» **EXERCISE DESCRIPTION**
In the lines below, find how many contain the word "styles" and report that figure alone.

» **STORED DATA**
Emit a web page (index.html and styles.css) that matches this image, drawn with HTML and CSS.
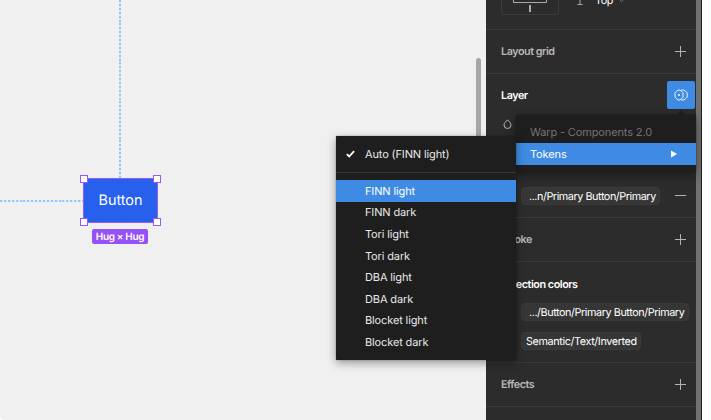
FILE: index.html
```html
<!DOCTYPE html>
<html lang="en">
<head>
<meta charset="utf-8">
<title>Design editor</title>
<link rel="stylesheet" href="styles.css">
</head>
<body>
<div class="editor">
  <main class="canvas">
    <div class="guide guide-v"></div>
    <div class="guide guide-h"></div>
    <div class="node">Button
      <i class="handle nw"></i><i class="handle ne"></i><i class="handle sw"></i><i class="handle se"></i>
    </div>
    <div class="size-badge">Hug × Hug</div>
    <div class="canvas-scroll"></div>
  </main>
  <aside class="panel">
    <div class="sections">
      <section class="align">
        <svg class="align-box" width="58" height="15" viewBox="0 0 58 15"><path d="M.5 0v12.5a2 2 0 0 0 2 2h53a2 2 0 0 0 2-2V0" fill="none" stroke="#3c3c3c"/><path d="M12.5 0v2.5h33V0" fill="none" stroke="#aaa"/><path d="M28 5h2v7h-2z" fill="#aaa"/></svg>
        <svg class="align-icon" width="6" height="6" viewBox="0 0 6 6"><path d="M3 0v4.5M.5 4.5h5" fill="none" stroke="#aaa"/></svg>
        <span class="align-value">Top</span>
        <svg class="chevron" width="5" height="4" viewBox="0 0 5 4"><path d="M.5.7l2 2 2-2" fill="none" stroke="#777"/></svg>
      </section>
      <section class="row">
        <h2 class="dim">Layout grid</h2>
        <svg class="plus" viewBox="0 0 11 11"><path d="M5.5 0v11M0 5.5h11"/></svg>
      </section>
      <section class="layer">
        <div class="layer-head">
          <h2>Layer</h2>
          <button class="mode" aria-label="Variable mode"><svg width="14" height="12" viewBox="0 0 14 12"><path d="M3 1.8L5 .8l2.2 1 1.8 2v4.4l-1.8 2-2.2 1-2-1-2-2V3.8zM7.2 1.2L8.8.8l2.4 1.1 2 2v4.2l-2 2-2.4 1.1-1.6-.4" fill="none" stroke="#e8f2fc"/><circle cx="5" cy="6" r="1" fill="#fff"/></svg></button>
        </div>
        <svg class="drop" width="9" height="10" viewBox="0 0 9 10"><path d="M4.5.8C3.1 2.5 1 4 1 6a3.4 3.4 0 0 0 7 0C8 4 5.9 2.5 4.5.8z" fill="none" stroke="#bbb"/></svg>
      </section>
      <section class="fill">
        <span class="chip chip-fill">...n/Primary Button/Primary</span>
        <svg class="plus" viewBox="0 0 11 11"><path d="M0 5.5h11"/></svg>
      </section>
      <section class="row">
        <h2 class="dim">Stroke</h2>
        <svg class="plus" viewBox="0 0 11 11"><path d="M5.5 0v11M0 5.5h11"/></svg>
      </section>
      <section class="selection">
        <h2 class="sel-title">Selection colors</h2>
        <span class="chip chip-button">.../Button/Primary Button/Primary</span>
        <span class="chip chip-text">Semantic/Text/Inverted</span>
      </section>
      <section class="row">
        <h2 class="dim">Effects</h2>
        <svg class="plus" viewBox="0 0 11 11"><path d="M5.5 0v11M0 5.5h11"/></svg>
      </section>
    </div>
    <div class="panel-scroll"></div>
  </aside>
  <div class="menu menu-library">
    <div class="item muted">Warp - Components 2.0</div>
    <div class="item active">Tokens<svg width="6" height="8" viewBox="0 0 6 8"><path d="M0 .5l6 3.5-6 3.5z" fill="#fff"/></svg></div>
  </div>
  <div class="menu menu-modes">
    <div class="item auto"><svg class="check" width="9" height="8" viewBox="0 0 9 8"><path d="M.8 4.2l2.4 2.3L8.1 1.2" fill="none" stroke="#fff" stroke-width="1.8"/></svg>Auto (FINN light)</div>
    <div class="divider"></div>
    <div class="item active">FINN light</div>
    <div class="item">FINN dark</div>
    <div class="item">Tori light</div>
    <div class="item">Tori dark</div>
    <div class="item">DBA light</div>
    <div class="item">DBA dark</div>
    <div class="item">Blocket light</div>
    <div class="item">Blocket dark</div>
  </div>
</div>
</body>
</html>
```
FILE: styles.css
```css
* { box-sizing: border-box; }
body { margin: 0; background: #fff; font-family: Inter, sans-serif; font-size: 10.8px; letter-spacing: -.37px; overflow: hidden; text-rendering: geometricPrecision; }
.editor { position: relative; display: flex; width: 702px; height: 420px; overflow: hidden; border-bottom-left-radius: 4px; }
.canvas { position: relative; width: 486px; background: #f0f0f0; }
.guide { position: absolute; }
.guide-v { left: 119px; top: 0; width: 2px; height: 178px; background: repeating-linear-gradient(#92c8fa 0 2px, #cfe3f5 2px 3px, #e8eef2 3px 3.9px); }
.guide-h { left: 0; top: 200px; width: 83px; height: 2px; background: repeating-linear-gradient(90deg, #92c8fa 0 2px, #cfe3f5 2px 3px, #e8eef2 3px 3.9px); }
.node { position: absolute; left: 83px; top: 178px; width: 75px; height: 45px; border: 1px solid #955bf1; border-radius: 6px; background: #2760ed; color: #fff; font-size: 14.4px; letter-spacing: 0; line-height: 44px; text-align: center; }
.handle { position: absolute; width: 8px; height: 8px; background: #fff; border: 1px solid #9a59f7; }
.nw { left: -4px; top: -4px; }
.ne { right: -4px; top: -4px; }
.sw { left: -4px; bottom: -4px; }
.se { right: -4px; bottom: -4px; }
.size-badge { position: absolute; left: 92px; top: 229px; width: 56px; height: 15px; border-radius: 2px; background: #9550f6; color: #fff; font-size: 10px; letter-spacing: -.35px; font-weight: 600; line-height: 16px; text-align: center; white-space: nowrap; }
.canvas-scroll { position: absolute; left: 476px; top: 58px; width: 5px; height: 140px; border-radius: 3px; background: #a6a6a6; }
.panel { display: flex; width: 216px; background: #2c2c2c; color: #fff; border-right: 1px solid #1e1e1e; }
.sections { width: 210px; }
.sections section { border-bottom: 1px solid #393939; }
.panel-scroll { width: 5px; background: #707070; }
h2 { margin: 0; font-size: 10.8px; font-weight: 600; letter-spacing: -.46px; line-height: 17px; }
.dim { color: #b8b8b8; }
.align { display: flex; height: 30px; padding-left: 15px; align-items: flex-start; }
.align-icon { margin-left: 18px; }
.align-value { margin-left: 12px; margin-top: -8px; line-height: 17px; }
.chevron { margin: -1px 0 0 6px; }
.row { display: flex; height: 44px; align-items: center; justify-content: space-between; padding: 0 10px 0 15px; }
.plus { width: 11px; height: 11px; stroke: #b3b3b3; fill: none; }
.layer { height: 72px; }
.layer-head { display: flex; justify-content: space-between; align-items: center; height: 42px; padding: 0 1px 0 15px; }
.mode { display: flex; align-items: center; justify-content: center; width: 28px; height: 28px; padding: 0; border: 0; border-radius: 2px; background: #3f8be3; }
.drop { display: block; margin: 3px 0 0 17px; }
.fill { display: flex; align-items: flex-end; justify-content: space-between; height: 72px; padding: 0 10px 12px 35px; }
.fill .plus { margin-bottom: 4px; }
.chip { display: block; height: 18px; padding-left: 4px; border: 1px solid #3b3b3b; border-radius: 4px; background: #363636; line-height: 17px; white-space: nowrap; }
.chip-fill { width: 139px; padding-left: 7px; letter-spacing: -.44px; }
.selection { height: 101px; padding: 14px 0 0 35px; }
.sel-title { margin-left: -20px; }
.chip-button { width: 168px; margin-top: 10px; padding-left: 7px; letter-spacing: -.42px; }
.chip-text { width: 120px; margin-top: 11px; }
.menu { position: absolute; background: #1e1e1e; color: #e8e8e8; box-shadow: 0 3px 10px rgba(0, 0, 0, .38), 0 0 1px rgba(0, 0, 0, .7); }
.menu-library { left: 516px; top: 115px; width: 180px; height: 57px; padding-top: 6px; }
.menu-library::before { content: ""; position: absolute; right: 10px; top: -5px; border: 5px solid transparent; border-top: 0; border-bottom-color: #1e1e1e; }
.menu-modes { left: 336px; top: 136px; width: 180px; height: 224px; padding-top: 7px; border-radius: 1px; }
.item { display: flex; align-items: center; height: 21.6px; padding-left: 29px; font-size: 11px; letter-spacing: -.13px; white-space: nowrap; }
.menu-library .item { height: 22px; padding: 0 19px 0 14px; justify-content: space-between; }
.item.muted { color: #747474; }
.item.active { color: #fff; background: #3f8be3; }
.menu-modes .auto { padding-left: 10px; }
.check { margin-right: 10px; }
.divider { height: 1px; margin: 7px 0 7.4px; background: #393939; }
```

» **SOLUTION TO THIS PROBLEM**
3